O anúncio foi oficializado na quarta-feira, 16, no começo da tarde. O contragolpe veio brutal: logo depois, o juiz Sergio Moro mandou abrir o sigilo dos áudios da investigação da 26ª fase da Lava Jato. Inclusive um que continha uma conversa da presidente com seu futuro ministro, no qual ela informava que levaria até ele o termo de posse para que ele assinasse e, então, se fizesse uso “caso necessário”.

Foi o fim das manifestações “pacíficas” e o início de protestos espontâneos e bem mais raivosos. Na Avenida Paulista e na Praça dos Três Poderes, a coisa pegou fogo já naquela noite mesmo. A sequência de divulgação e repetição de novos áudios — alguns com conversas íntimas e sem teor útil algum para a investigação — foi determinante para que o quadro piorasse. O metalúrgico que chegou ao Planalto agora era um ladrão boca suja.

Na sexta-feira, 18, aflorou a paixão do outro lado. Uma multidão foi às ruas “pela democracia” e “contra o golpe”. Na verdade, não fosse Lula aquele contingente — que nunca se mobilizou quando a espada estava somente sobre Dilma. Os confrontos entre os grupos, felizmente, não aconteceram até o momento, pelo menos com estragos de grande monta. Em meio a isso, houve ainda o vai e volta do processo do STF para Sérgio Moro (decisão do ministro Gilmar Mendes) e deste para o Supremo (por ordem de seu colega Teori Zavascki).

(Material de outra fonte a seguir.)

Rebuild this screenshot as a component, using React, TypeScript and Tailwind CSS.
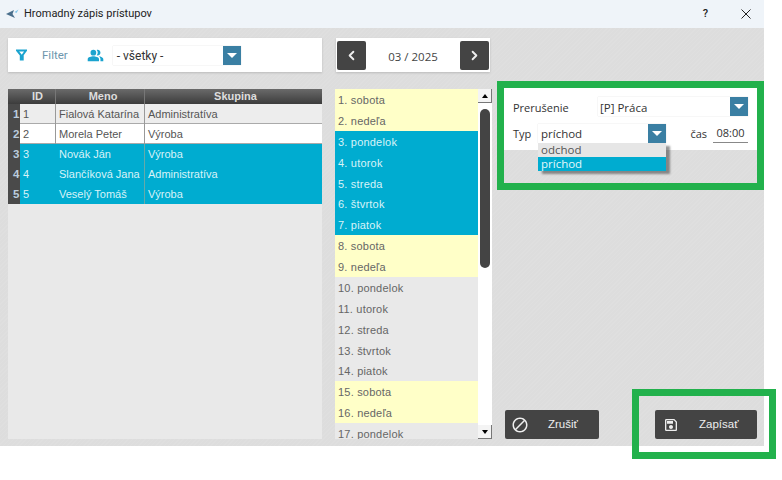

Nesta semana, outra marcha contra o impeachment estará nas ruas, no simbólico 31 de março. O prazo de dez sessões para Dilma Rousseff se defender estará no fim. O rito na Câmara, acelerado. Lula é um articulador, mas não ministro. Está enfraquecido como nunca e detém um poder que parece escorrer pelos dedos enquanto corre contra o tempo. Paixões em alta. Resta o saldo das ruas para saber se março de 2016 se tornará “ o mês que não terminou”.